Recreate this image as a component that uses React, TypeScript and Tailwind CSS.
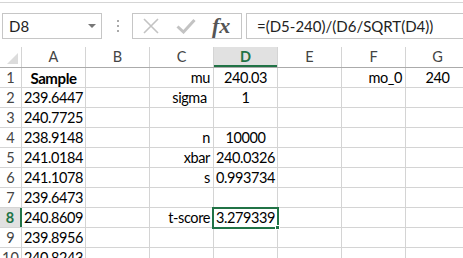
import React from 'react';

const cols = ['A', 'B', 'C', 'D', 'E', 'F', 'G'];

type Cell = { v: string; align?: 'c' | 'r'; bold?: boolean };

const rows: Record<number, Record<string, Cell>> = {
  1: {
    A: { v: 'Sample', align: 'c', bold: true },
    C: { v: 'mu', align: 'r' },
    D: { v: '240.03', align: 'c' },
    F: { v: 'mo_0', align: 'r' },
    G: { v: '240', align: 'c' },
  },
  2: { A: { v: '239.6447', align: 'c' }, C: { v: 'sigma ', align: 'r' }, D: { v: '1', align: 'c' } },
  3: { A: { v: '240.7725', align: 'c' } },
  4: { A: { v: '238.9148', align: 'c' }, C: { v: 'n', align: 'r' }, D: { v: '10000', align: 'c' } },
  5: { A: { v: '241.0184', align: 'c' }, C: { v: 'xbar', align: 'r' }, D: { v: '240.0326', align: 'c' } },
  6: { A: { v: '241.1078', align: 'c' }, C: { v: 's', align: 'r' }, D: { v: '0.993734', align: 'c' } },
  7: { A: { v: '239.6473', align: 'c' } },
  8: { A: { v: '240.8609', align: 'c' }, C: { v: 't-score', align: 'r' }, D: { v: '3.279339', align: 'c' } },
  9: { A: { v: '239.8956', align: 'c' } },
  10: { A: { v: '240.8243', align: 'c' } },
};

function FormulaBar() {
  return (
    <div className="h-[47px] pt-[2px]">
      <div className="flex h-full items-start border-t border-[#d5d5d5] bg-white">
        <div className="ml-[2px] mt-[10px] flex h-[26px] w-[100px] items-center justify-between border border-[#c6c6c6] pl-[6px] pr-[5px] text-[15px] text-[#222]">
          <span>D8</span>
          <span className="h-0 w-0 border-x-[4px] border-t-[4px] border-x-transparent border-t-[#777]" />
        </div>
        <div className="ml-[15px] mt-[17px] flex flex-col gap-[3px]">
          <span className="h-[2px] w-[2px] bg-[#aaa]" />
          <span className="h-[2px] w-[2px] bg-[#aaa]" />
          <span className="h-[2px] w-[2px] bg-[#aaa]" />
        </div>
        <div className="ml-[13px] mt-[10px] flex h-[26px] w-[110px] items-center border border-[#c6c6c6]">
          <svg width="18" height="16" viewBox="0 0 18 16" className="ml-[9px]">
            <path d="M2 1 L16 15 M16 1 L2 15" stroke="#c3c3c3" strokeWidth="1.6" fill="none" />
          </svg>
          <svg width="20" height="16" viewBox="0 0 20 16" className="ml-[16px]">
            <path d="M1.5 8.5 L7.5 14 L18.5 2" stroke="#c3c3c3" strokeWidth="3" fill="none" />
          </svg>
          <span className="ml-[16px] font-['Liberation_Serif',serif] text-[22px] font-bold italic leading-none text-[#555]">
            fx
          </span>
        </div>
        <div className="ml-[4px] mt-[10px] flex h-[26px] flex-1 items-center border-y border-l border-[#c6c6c6] pl-[10px] text-[15px] text-[#222]">
          =(D5-240)/(D6/SQRT(D4))
        </div>
      </div>
    </div>
  );
}

function Grid() {
  return (
    <div className="relative">
      <div className="flex h-[21px] border-b border-[#ababab]">
        <div className="relative w-[22px] shrink-0 border-r border-[#d4d4d4]">
          <span className="absolute bottom-[3px] right-[3px] h-0 w-0 border-b-[11px] border-l-[11px] border-b-[#dcdcdc] border-l-transparent" />
        </div>
        {cols.map((c) =>
          c === 'D' ? (
            <div
              key={c}
              className="flex w-[64px] shrink-0 items-center justify-center border-r border-[#d4d4d4] bg-[#e1e1e1] text-[14.5px] font-bold text-[#217346] shadow-[inset_0_-2px_0_#217346]"
            >
              {c}
            </div>
          ) : (
            <div
              key={c}
              className="flex w-[64px] shrink-0 items-center justify-center border-r border-[#d4d4d4] text-[14.5px] text-[#444]"
            >
              {c}
            </div>
          ),
        )}
      </div>
      {Array.from({ length: 10 }, (_, i) => i + 1).map((r) => (
        <div key={r} className="flex h-[20px] border-b border-[#d4d4d4]">
          {r === 8 ? (
            <div className="flex w-[22px] shrink-0 items-center justify-center border-r-2 border-[#217346] bg-[#e1e1e1] pt-[1px] text-[14.5px] font-bold text-[#217346]">
              {r}
            </div>
          ) : (
            <div className="flex w-[22px] shrink-0 items-center justify-center border-r border-[#d4d4d4] pt-[1px] text-[14.5px] text-[#444]">
              {r}
            </div>
          )}
          {cols.map((c) => {
            const cell = rows[r]?.[c];
            return (
              <div
                key={c}
                className={`flex w-[64px] shrink-0 items-center overflow-hidden whitespace-pre border-r border-[#d4d4d4] pt-[1px] text-[14.5px] tracking-[-0.4px] text-black ${
                  cell?.align === 'r' ? 'justify-end pr-[3px]' : 'justify-center'
                } ${cell?.bold ? 'font-bold text-[15px]' : ''}`}
              >
                {cell?.v}
              </div>
            );
          })}
        </div>
      ))}
      <div className="absolute left-[212px] top-[160px] h-[22px] w-[67px] border-2 border-[#217346]" />
      <div className="absolute left-[275px] top-[178px] h-[5px] w-[5px] border border-white bg-[#217346]" />
    </div>
  );
}

export default function App() {
  return (
    <div className="h-[258px] w-[463px] overflow-hidden bg-white font-['Lato',sans-serif]">
      <FormulaBar />
      <Grid />
    </div>
  );
}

---+---

» **The task**: Repeat the listing verbatim. Skip the pictures.

» **Written solution**:
Recreate this image as a component that uses React, TypeScript and Tailwind CSS.
import React from 'react';

const cols = ['A', 'B', 'C', 'D', 'E', 'F', 'G'];

type Cell = { v: string; align?: 'c' | 'r'; bold?: boolean };

const rows: Record<number, Record<string, Cell>> = {
  1: {
    A: { v: 'Sample', align: 'c', bold: true },
    C: { v: 'mu', align: 'r' },
    D: { v: '240.03', align: 'c' },
    F: { v: 'mo_0', align: 'r' },
    G: { v: '240', align: 'c' },
  },
  2: { A: { v: '239.6447', align: 'c' }, C: { v: 'sigma ', align: 'r' }, D: { v: '1', align: 'c' } },
  3: { A: { v: '240.7725', align: 'c' } },
  4: { A: { v: '238.9148', align: 'c' }, C: { v: 'n', align: 'r' }, D: { v: '10000', align: 'c' } },
  5: { A: { v: '241.0184', align: 'c' }, C: { v: 'xbar', align: 'r' }, D: { v: '240.0326', align: 'c' } },
  6: { A: { v: '241.1078', align: 'c' }, C: { v: 's', align: 'r' }, D: { v: '0.993734', align: 'c' } },
  7: { A: { v: '239.6473', align: 'c' } },
  8: { A: { v: '240.8609', align: 'c' }, C: { v: 't-score', align: 'r' }, D: { v: '3.279339', align: 'c' } },
  9: { A: { v: '239.8956', align: 'c' } },
  10: { A: { v: '240.8243', align: 'c' } },
};

function FormulaBar() {
  return (
    <div className="h-[47px] pt-[2px]">
      <div className="flex h-full items-start border-t border-[#d5d5d5] bg-white">
        <div className="ml-[2px] mt-[10px] flex h-[26px] w-[100px] items-center justify-between border border-[#c6c6c6] pl-[6px] pr-[5px] text-[15px] text-[#222]">
          <span>D8</span>
          <span className="h-0 w-0 border-x-[4px] border-t-[4px] border-x-transparent border-t-[#777]" />
        </div>
        <div className="ml-[15px] mt-[17px] flex flex-col gap-[3px]">
          <span className="h-[2px] w-[2px] bg-[#aaa]" />
          <span className="h-[2px] w-[2px] bg-[#aaa]" />
          <span className="h-[2px] w-[2px] bg-[#aaa]" />
        </div>
        <div className="ml-[13px] mt-[10px] flex h-[26px] w-[110px] items-center border border-[#c6c6c6]">
          <svg width="18" height="16" viewBox="0 0 18 16" className="ml-[9px]">
            <path d="M2 1 L16 15 M16 1 L2 15" stroke="#c3c3c3" strokeWidth="1.6" fill="none" />
          </svg>
          <svg width="20" height="16" viewBox="0 0 20 16" className="ml-[16px]">
            <path d="M1.5 8.5 L7.5 14 L18.5 2" stroke="#c3c3c3" strokeWidth="3" fill="none" />
          </svg>
          <span className="ml-[16px] font-['Liberation_Serif',serif] text-[22px] font-bold italic leading-none text-[#555]">
            fx
          </span>
        </div>
        <div className="ml-[4px] mt-[10px] flex h-[26px] flex-1 items-center border-y border-l border-[#c6c6c6] pl-[10px] text-[15px] text-[#222]">
          =(D5-240)/(D6/SQRT(D4))
        </div>
      </div>
    </div>
  );
}

function Grid() {
  return (
    <div className="relative">
      <div className="flex h-[21px] border-b border-[#ababab]">
        <div className="relative w-[22px] shrink-0 border-r border-[#d4d4d4]">
          <span className="absolute bottom-[3px] right-[3px] h-0 w-0 border-b-[11px] border-l-[11px] border-b-[#dcdcdc] border-l-transparent" />
        </div>
        {cols.map((c) =>
          c === 'D' ? (
            <div
              key={c}
              className="flex w-[64px] shrink-0 items-center justify-center border-r border-[#d4d4d4] bg-[#e1e1e1] text-[14.5px] font-bold text-[#217346] shadow-[inset_0_-2px_0_#217346]"
            >
              {c}
            </div>
          ) : (
            <div
              key={c}
              className="flex w-[64px] shrink-0 items-center justify-center border-r border-[#d4d4d4] text-[14.5px] text-[#444]"
            >
              {c}
            </div>
          ),
        )}
      </div>
      {Array.from({ length: 10 }, (_, i) => i + 1).map((r) => (
        <div key={r} className="flex h-[20px] border-b border-[#d4d4d4]">
          {r === 8 ? (
            <div className="flex w-[22px] shrink-0 items-center justify-center border-r-2 border-[#217346] bg-[#e1e1e1] pt-[1px] text-[14.5px] font-bold text-[#217346]">
              {r}
            </div>
          ) : (
            <div className="flex w-[22px] shrink-0 items-center justify-center border-r border-[#d4d4d4] pt-[1px] text-[14.5px] text-[#444]">
              {r}
            </div>
          )}
          {cols.map((c) => {
            const cell = rows[r]?.[c];
            return (
              <div
                key={c}
                className={`flex w-[64px] shrink-0 items-center overflow-hidden whitespace-pre border-r border-[#d4d4d4] pt-[1px] text-[14.5px] tracking-[-0.4px] text-black ${
                  cell?.align === 'r' ? 'justify-end pr-[3px]' : 'justify-center'
                } ${cell?.bold ? 'font-bold text-[15px]' : ''}`}
              >
                {cell?.v}
              </div>
            );
          })}
        </div>
      ))}
      <div className="absolute left-[212px] top-[160px] h-[22px] w-[67px] border-2 border-[#217346]" />
      <div className="absolute left-[275px] top-[178px] h-[5px] w-[5px] border border-white bg-[#217346]" />
    </div>
  );
}

export default function App() {
  return (
    <div className="h-[258px] w-[463px] overflow-hidden bg-white font-['Lato',sans-serif]">
      <FormulaBar />
      <Grid />
    </div>
  );
}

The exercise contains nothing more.